As with many of Ervinck creations, it is difficult to give a concise description of WARSUBEC because there are so many connotations. WARSUBEC is a network or meshed structure, but it also looks somewhat like the former coral studies of the artist. Ervinck is fascinated by corals because of their complex, potentially infinite forms, which can only be reproduced by using a computer.

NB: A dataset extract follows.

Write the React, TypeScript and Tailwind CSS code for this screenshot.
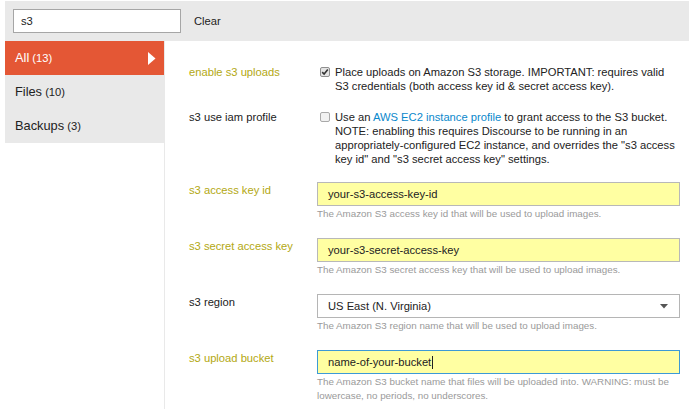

In contrast to most of the architectural works which are now created in that way, the shape of WARSUBEC was not generated by using a software. Instead, the framework, like the blobby voids, were hand crafted by Ervinck, who only used a computer program to make the round smooth edges. WARSUBEC is in every way a hybrid: sculpture and structure, blob and box, function and form, fiction and reality.
"My virtual sculptures constantly infect the real world and vice versa," Ervinck once said; ?Here it is a bright yellow parasite that infected the old building". Nick Ervinck has managed to create a bridge between contemporary design and the historic architecture of Zebrastraat.

About the artist

image Nick Ervinck °1981, Roeselare, Belgium
Lives and works in Lichtervelde, Belgium - www.nickervinck.com

Education:
1999-2003: Hogeschool Gent, Department Academy: Multimedia and 3D Mixed Media Gent

Nick Ervinck, visual artist, is working on an endless and growing archive of shapes that establish an interesting interaction between virtual structures and handmade sculptures, between sculpture and architecture. The digital images continuously contaminate the three-dimensional shapes and vice versa. In his oeuvre Ervinck uses a variety of means of expression: digital prints, video, drawings and sculptural forms mainly from painted plaster, fiberglass and wood, which are presented in a meticulous manner within a given space. The digital prints offer a view into a virtual digital world, but also to a 'different reality'. This 'looking through' shows possibilities of his research in which sculptural elements are represented in the form of always new compositions and meanings. In his realistic rooms, racks and platforms, polymorphic, synthetic forms are coming to life as mutated molecules through an artistic computer program. Walls are suddenly no longer walls, and gravity does not exist. Ervinck plays with sculptural shapes and in a blink elevates monumental 'buildings' and blows them again full of life. A house turns into a sculpture and unfolds into nothingness. It is a vigorous game with images, materials and space and a balancing act between means and objective, between meticulous calculation and inspired improvisation. In 2008, Nick Ervinck won the prize of the public of the New Technological Art Award of the Liedts-Meesen Foundation, and was also winner of the Rodenbach Price.